State how many lines of the entries hold the string "this", and nothing more.
## Start Supplied data
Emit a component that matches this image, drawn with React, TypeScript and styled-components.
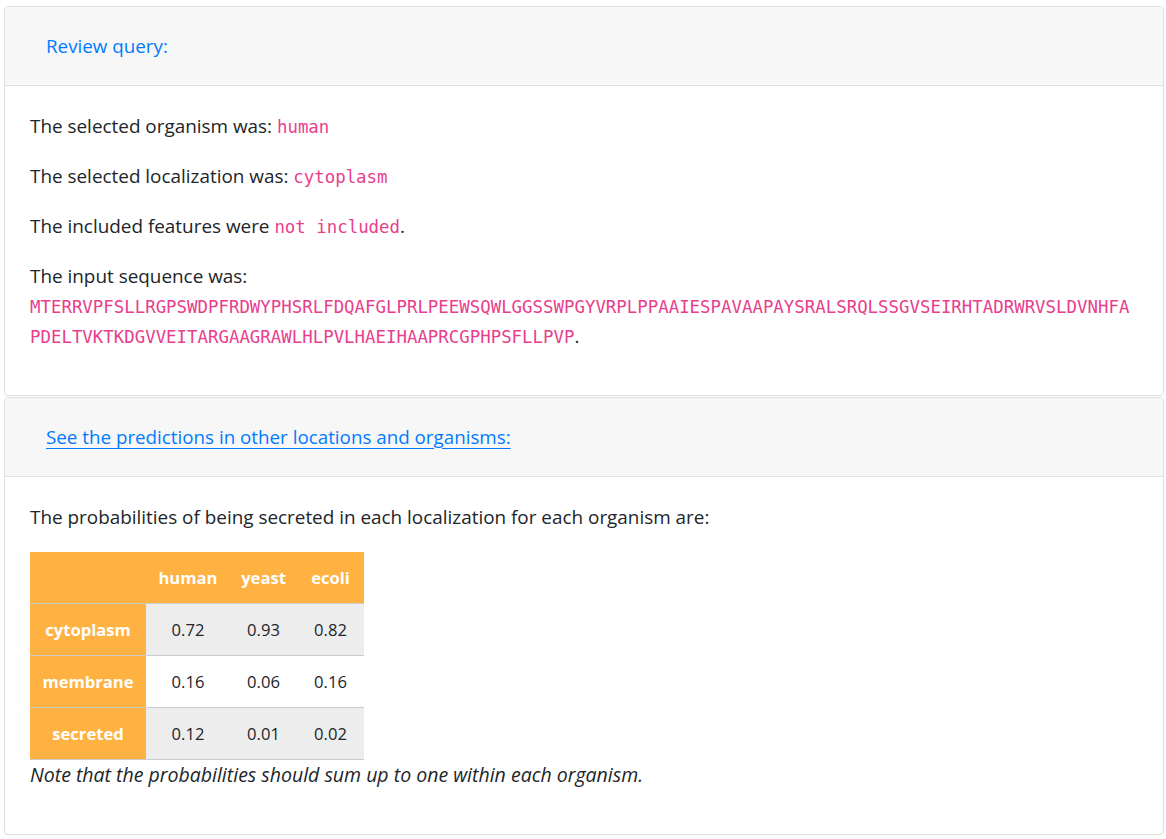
import React from "react";
import styled, { createGlobalStyle } from "styled-components";

const Global = createGlobalStyle`
  html, body { margin: 0; padding: 0; background: #fff; }
  body {
    font-family: "Open Sans", "Noto Sans", sans-serif;
    font-size: 16px;
    color: #212529;
  }
`;

const Page = styled.div`
  padding: 6px 2px 0 4px;
  display: flex;
  flex-direction: column;
  gap: 1px;
`;

const Card = styled.section`
  border: 1px solid #dfdfdf;
  border-radius: 4px;
  background: #fff;
  overflow: hidden;
`;

const CardHeader = styled.div`
  background: #f7f7f7;
  border-bottom: 1px solid #dfdfdf;
  padding: 24px 41px 23px 41px;
  line-height: 30px;
`;

const HeaderLink = styled.a<{ $underline?: boolean }>`
  color: #007bff;
  text-decoration: ${(p) => (p.$underline ? "underline" : "none")};
  text-underline-offset: 4px;
  font-size: 18.8px;
  cursor: pointer;
`;

const CardBody = styled.div`
  padding: 25px 25px 24px 25px;
`;

const P = styled.p`
  margin: 0 0 20px 0;
  font-size: 18.9px;
  line-height: 30px;
`;

const Code = styled.code<{ $break?: boolean }>`
  font-family: "DejaVu Sans Mono", "Liberation Mono", monospace;
  font-size: 17.4px;
  line-height: 1;
  color: #e83e8c;
  word-break: ${(p) => (p.$break ? "break-all" : "normal")};
`;

const Table = styled.table`
  border-collapse: collapse;
  font-size: 16.6px;
`;

const Row = styled.tr<{ $striped?: boolean }>`
  background: ${(p) => (p.$striped ? "#ededed" : "#fff")};
  border-top: 1px solid #cccccc;
  &:last-child { border-bottom: 1px solid #cccccc; }
`;

const HeadRow = styled.tr`
  background: #ffb142;
`;

const Th = styled.th<{ $w: number }>`
  width: ${(p) => p.$w}px;
  box-sizing: border-box;
  background: #ffb142;
  color: #fff;
  font-weight: 700;
  text-align: center;
  padding: 12px 0;
  line-height: 27px;
`;

const Td = styled.td`
  text-align: center;
  padding: 12px 0;
  line-height: 27px;
  color: #212529;
`;

const Note = styled.p`
  margin: 0 0 20px 0;
  font-size: 19.5px;
  line-height: 30px;
  font-style: italic;
`;

const seq =
  "MTERRVPFSLLRGPSWDPFRDWYPHSRLFDQAFGLPRLPEEWSQWLGGSSWPGYVRPLPPAAIESPAVAAPAYSRALSRQLSSGVSEIRHTADRWRVSLDVNHFAPDELTVKTKDGVVEITARGAAGRAWLHLPVLHAEIHAAPRCGPHPSFLLPVP";

const data = [
  { loc: "cytoplasm", v: ["0.72", "0.93", "0.82"] },
  { loc: "membrane", v: ["0.16", "0.06", "0.16"] },
  { loc: "secreted", v: ["0.12", "0.01", "0.02"] },
];

export default function App() {
  return (
    <>
      <Global />
      <Page>
        <Card>
          <CardHeader>
            <HeaderLink>Review query:</HeaderLink>
          </CardHeader>
          <CardBody>
            <P>
              The selected organism was: <Code>human</Code>
            </P>
            <P>
              The selected localization was: <Code>cytoplasm</Code>
            </P>
            <P>
              The included features were <Code>not included</Code>.
            </P>
            <P>
              The input sequence was:
              <br />
              <Code $break>{seq}</Code>.
            </P>
          </CardBody>
        </Card>
        <Card>
          <CardHeader>
            <HeaderLink $underline>See the predictions in other locations and organisms:</HeaderLink>
          </CardHeader>
          <CardBody>
            <P>The probabilities of being secreted in each localization for each organism are:</P>
            <Table>
              <thead>
                <HeadRow>
                  <Th $w={116}></Th>
                  <Th $w={84}>human</Th>
                  <Th $w={67}>yeast</Th>
                  <Th $w={67}>ecoli</Th>
                </HeadRow>
              </thead>
              <tbody>
                {data.map((r, i) => (
                  <Row key={r.loc} $striped={i % 2 === 0}>
                    <Th $w={116}>{r.loc}</Th>
                    {r.v.map((x, j) => (
                      <Td key={j}>{x}</Td>
                    ))}
                  </Row>
                ))}
              </tbody>
            </Table>
            <Note>Note that the probabilities should sum up to one within each organism.</Note>
          </CardBody>
        </Card>
      </Page>
    </>
  );
}
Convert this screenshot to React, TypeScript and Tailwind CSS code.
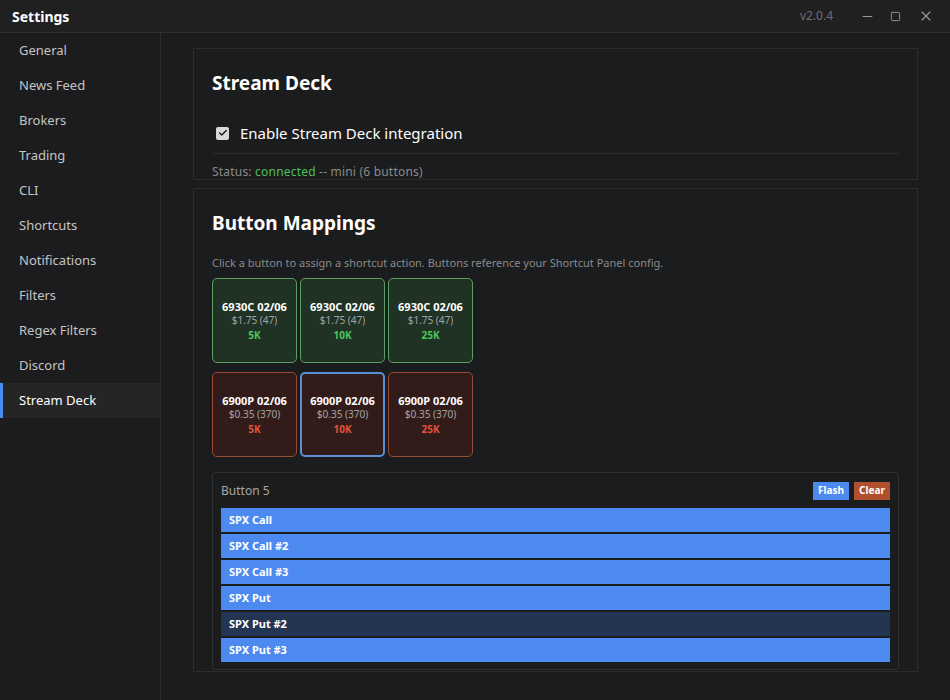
## End Supplied data
Problem solution:
2